One of the goals at the start of this project was to avoid reimplementing too much of the TCP protocol. TCP is already written and tested by decades of use. However, as mentioned before, the existence of multiple channels hamstrings the TCP protocol’s efforts to provide message ordering and resending. Therefore some of the future work on this project is likely to look more and more like a multichannel version of TCP.

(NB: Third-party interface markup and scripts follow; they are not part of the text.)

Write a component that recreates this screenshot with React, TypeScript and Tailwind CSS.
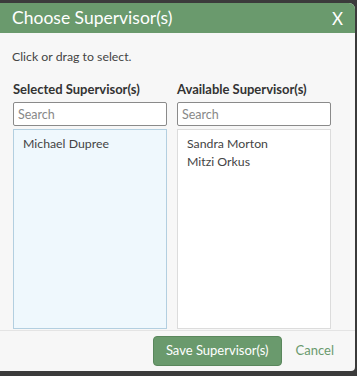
import React from "react";

export default function App() {
  const font = { fontFamily: "Lato, 'Open Sans', sans-serif" };
  return (
    <div className="w-[357px] h-[376px] bg-[#3b3b3b] relative overflow-hidden" style={font}>
      <div className="absolute left-0 top-[3px] w-[355px] h-[368px] bg-[#f7f7f7] rounded-tr-[6px] rounded-br-[4px] flex flex-col overflow-hidden">
        <div className="h-[30px] bg-[#6a9a6d] flex items-center justify-between pl-[12px] pr-[12px] shrink-0">
          <span className="text-white text-[17.5px] leading-none">Choose Supervisor(s)</span>
          <span className="text-white text-[17px] leading-none">X</span>
        </div>
        <div className="px-[13px] pt-[16px] flex-1 flex flex-col">
          <div className="text-[12.3px] text-[#444] leading-[16px] -ml-px">Click or drag to select.</div>
          <div className="flex gap-[10px] mt-[16px] flex-1">
            <div className="w-[154px] flex flex-col">
              <div className="text-[13px] font-bold text-[#333] leading-[16px] mb-[5px]">Selected Supervisor(s)</div>
              <input
                placeholder="Search"
                className="h-[24px] border border-[#8a8a8a] rounded-[2px] bg-white px-[4px] text-[12.5px] placeholder:text-[#888] outline-none"
              />
              <div className="mt-[3px] h-[200px] bg-[#eff8fd] border border-[#b3cfe0] px-[9px] pt-[5px] text-[12.3px] text-[#444] leading-[18px]">
                Michael Dupree
              </div>
            </div>
            <div className="w-[154px] flex flex-col">
              <div className="text-[13px] font-bold text-[#333] leading-[16px] mb-[5px]">Available Supervisor(s)</div>
              <input
                placeholder="Search"
                className="h-[24px] border border-[#8a8a8a] rounded-[2px] bg-white px-[4px] text-[12.5px] placeholder:text-[#888] outline-none"
              />
              <div className="mt-[3px] h-[200px] bg-white border border-[#dcdcdc] px-[9px] pt-[5px] text-[12.3px] text-[#444] leading-[18px]">
                <div>Sandra Morton</div>
                <div>Mitzi Orkus</div>
              </div>
            </div>
          </div>
        </div>
        <div className="border-t border-[#e4e4e4] h-[41px] flex items-center justify-end pr-[21px] gap-[14px] shrink-0">
          <button className="h-[30px] px-[12px] bg-[#6a9a6d] border border-[#5a875d] rounded-[4px] text-white text-[13px]">
            Save Supervisor(s)
          </button>
          <span className="text-[#6a9a6d] text-[13px]">Cancel</span>
        </div>
      </div>
    </div>
  );
}
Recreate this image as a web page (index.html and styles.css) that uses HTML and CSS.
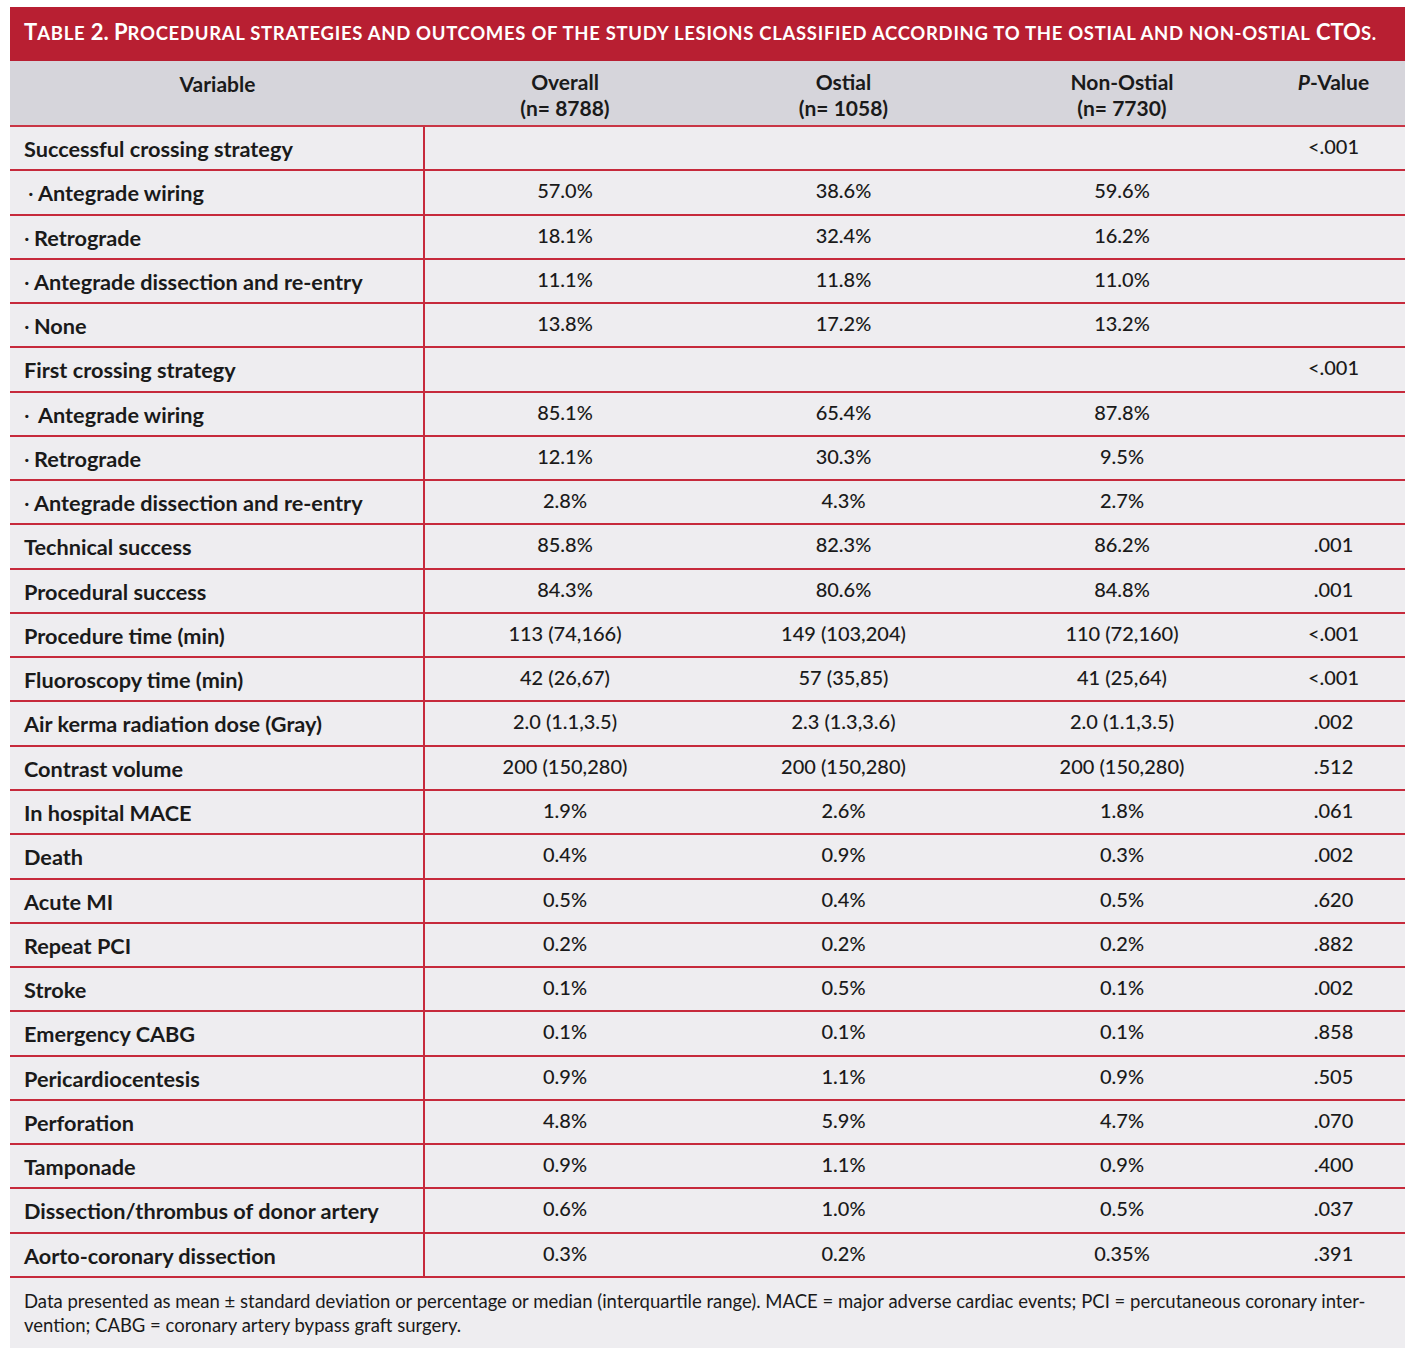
FILE: index.html
```html
<!DOCTYPE html>
<html>
<head>
<meta charset="utf-8">
<link rel="stylesheet" href="styles.css">
</head>
<body>
<div class="page">
  <div class="title">T<span class="sc">able</span> 2. P<span class="sc">rocedural strategies and outcomes of the study lesions classified according to the ostial and non-ostial</span> CTO<span class="sc">s.</span></div>
  <div class="head">
    <div class="hc hvar">Variable</div>
    <div class="hc">Overall<br>(n= 8788)</div>
    <div class="hc">Ostial<br>(n= 1058)</div>
    <div class="hc">Non-Ostial<br>(n= 7730)</div>
    <div class="hc hp"><i>P</i>-Value</div>
  </div>
  <div class="body">
    <div class="row"><div class="lab">Successful crossing strategy</div><div class="val"></div><div class="val"></div><div class="val"></div><div class="val">&lt;.001</div></div>
    <div class="row"><div class="lab sub1"><span class="dot">·</span>Antegrade wiring</div><div class="val">57.0%</div><div class="val">38.6%</div><div class="val">59.6%</div><div class="val"></div></div>
    <div class="row"><div class="lab sub"><span class="dot">·</span>Retrograde</div><div class="val">18.1%</div><div class="val">32.4%</div><div class="val">16.2%</div><div class="val"></div></div>
    <div class="row"><div class="lab sub"><span class="dot">·</span>Antegrade dissection and re-entry</div><div class="val">11.1%</div><div class="val">11.8%</div><div class="val">11.0%</div><div class="val"></div></div>
    <div class="row"><div class="lab sub"><span class="dot">·</span>None</div><div class="val">13.8%</div><div class="val">17.2%</div><div class="val">13.2%</div><div class="val"></div></div>
    <div class="row"><div class="lab">First crossing strategy</div><div class="val"></div><div class="val"></div><div class="val"></div><div class="val">&lt;.001</div></div>
    <div class="row"><div class="lab sub2"><span class="dot">·</span>Antegrade wiring</div><div class="val">85.1%</div><div class="val">65.4%</div><div class="val">87.8%</div><div class="val"></div></div>
    <div class="row"><div class="lab sub"><span class="dot">·</span>Retrograde</div><div class="val">12.1%</div><div class="val">30.3%</div><div class="val">9.5%</div><div class="val"></div></div>
    <div class="row"><div class="lab sub"><span class="dot">·</span>Antegrade dissection and re-entry</div><div class="val">2.8%</div><div class="val">4.3%</div><div class="val">2.7%</div><div class="val"></div></div>
    <div class="row"><div class="lab">Technical success</div><div class="val">85.8%</div><div class="val">82.3%</div><div class="val">86.2%</div><div class="val">.001</div></div>
    <div class="row"><div class="lab">Procedural success</div><div class="val">84.3%</div><div class="val">80.6%</div><div class="val">84.8%</div><div class="val">.001</div></div>
    <div class="row"><div class="lab">Procedure time (min)</div><div class="val">113 (74,166)</div><div class="val">149 (103,204)</div><div class="val">110 (72,160)</div><div class="val">&lt;.001</div></div>
    <div class="row"><div class="lab">Fluoroscopy time (min)</div><div class="val">42 (26,67)</div><div class="val">57 (35,85)</div><div class="val">41 (25,64)</div><div class="val">&lt;.001</div></div>
    <div class="row"><div class="lab">Air kerma radiation dose (Gray)</div><div class="val">2.0 (1.1,3.5)</div><div class="val">2.3 (1.3,3.6)</div><div class="val">2.0 (1.1,3.5)</div><div class="val">.002</div></div>
    <div class="row"><div class="lab">Contrast volume</div><div class="val">200 (150,280)</div><div class="val">200 (150,280)</div><div class="val">200 (150,280)</div><div class="val">.512</div></div>
    <div class="row"><div class="lab">In hospital MACE</div><div class="val">1.9%</div><div class="val">2.6%</div><div class="val">1.8%</div><div class="val">.061</div></div>
    <div class="row"><div class="lab">Death</div><div class="val">0.4%</div><div class="val">0.9%</div><div class="val">0.3%</div><div class="val">.002</div></div>
    <div class="row"><div class="lab">Acute MI</div><div class="val">0.5%</div><div class="val">0.4%</div><div class="val">0.5%</div><div class="val">.620</div></div>
    <div class="row"><div class="lab">Repeat PCI</div><div class="val">0.2%</div><div class="val">0.2%</div><div class="val">0.2%</div><div class="val">.882</div></div>
    <div class="row"><div class="lab">Stroke</div><div class="val">0.1%</div><div class="val">0.5%</div><div class="val">0.1%</div><div class="val">.002</div></div>
    <div class="row"><div class="lab">Emergency CABG</div><div class="val">0.1%</div><div class="val">0.1%</div><div class="val">0.1%</div><div class="val">.858</div></div>
    <div class="row"><div class="lab">Pericardiocentesis</div><div class="val">0.9%</div><div class="val">1.1%</div><div class="val">0.9%</div><div class="val">.505</div></div>
    <div class="row"><div class="lab">Perforation</div><div class="val">4.8%</div><div class="val">5.9%</div><div class="val">4.7%</div><div class="val">.070</div></div>
    <div class="row"><div class="lab">Tamponade</div><div class="val">0.9%</div><div class="val">1.1%</div><div class="val">0.9%</div><div class="val">.400</div></div>
    <div class="row"><div class="lab">Dissection/thrombus of donor artery</div><div class="val">0.6%</div><div class="val">1.0%</div><div class="val">0.5%</div><div class="val">.037</div></div>
    <div class="row"><div class="lab">Aorto-coronary dissection</div><div class="val">0.3%</div><div class="val">0.2%</div><div class="val">0.35%</div><div class="val">.391</div></div>
  </div>
  <div class="foot">Data presented as mean ± standard deviation or percentage or median (interquartile range). MACE = major adverse cardiac events; PCI = percutaneous coronary inter-<br>vention; CABG = coronary artery bypass graft surgery.</div>
</div>
</body>
</html>
```

FILE: styles.css
```css
html, body {
  margin: 0;
  padding: 0;
  background: #ffffff;
}
.page {
  width: 1395px;
  margin: 7px 0 0 10px;
  font-family: Lato, "Liberation Sans", sans-serif;
  color: #1a1a1a;
}
.title {
  background: #b81f32;
  color: #ffffff;
  height: 54px;
  box-sizing: border-box;
  padding: 11px 0 0 14px;
  font-weight: 700;
  font-size: 22px;
  white-space: nowrap;
}
.title .sc {
  text-transform: uppercase;
  font-size: 18.5px;
  letter-spacing: 0.7px;
}
.head, .row {
  display: grid;
  grid-template-columns: 415px 280px 277px 280px 143px;
}
.head {
  background: #d6d5db;
  height: 66px;
  box-sizing: border-box;
  border-bottom: 2px solid #c93545;
  font-weight: 700;
  font-size: 21px;
  line-height: 26px;
}
.hc {
  text-align: center;
  padding-top: 8px;
}
.hvar {
  padding-top: 10px;
}
.hp {
  padding-top: 8px;
}
.hp i {
  font-style: italic;
}
.body {
  background: #eeedf0;
}
.row {
  height: 44.27px;
  box-sizing: border-box;
  border-bottom: 2px solid #c62a3c;
}
.lab {
  border-right: 2px solid #c62a3c;
  font-weight: 700;
  font-size: 21.7px;
  padding: 9px 0 0 14px;
  white-space: nowrap;
}
.dot {
  font-weight: 400;
  display: inline-block;
  width: 10px;
}
.lab.sub1 {
  padding-left: 18px;
}
.lab.sub2 .dot {
  width: 14px;
}
.val {
  text-align: center;
  font-size: 20px;
  font-weight: 500;
  padding-top: 7px;
}
.foot {
  background: #eeedf0;
  height: 70px;
  box-sizing: border-box;
  padding: 11px 0 0 14px;
  font-size: 18.5px;
  line-height: 24px;
  white-space: nowrap;
}
```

Another benefit to implementing more of TCP’s internals is greater control over the aggregate behavior of the Link Set. For example, TCP measures lost packets to determine the transmission rate and how much backpressure to apply. This would be directly useful to how the Link Set implementation chooses which Link to transmit across. If there are multiple Links, some of which are implemented through different overlay networks, that are all operating across the same physical network link, no performance can be gained by splitting the load across them. However, if there are multiple Links that utilize different physical links, some performance may be gained. Taking inspiration from TCP’s implementation could be a good guide for the design here.
As more of TCP’s features are added, there will be more and more benefit to switching the default Link implementation from TCP to UDP to avoid a TCP over TCP scenario. A switch to UDP also has the benefit of making NAT hole punching easier.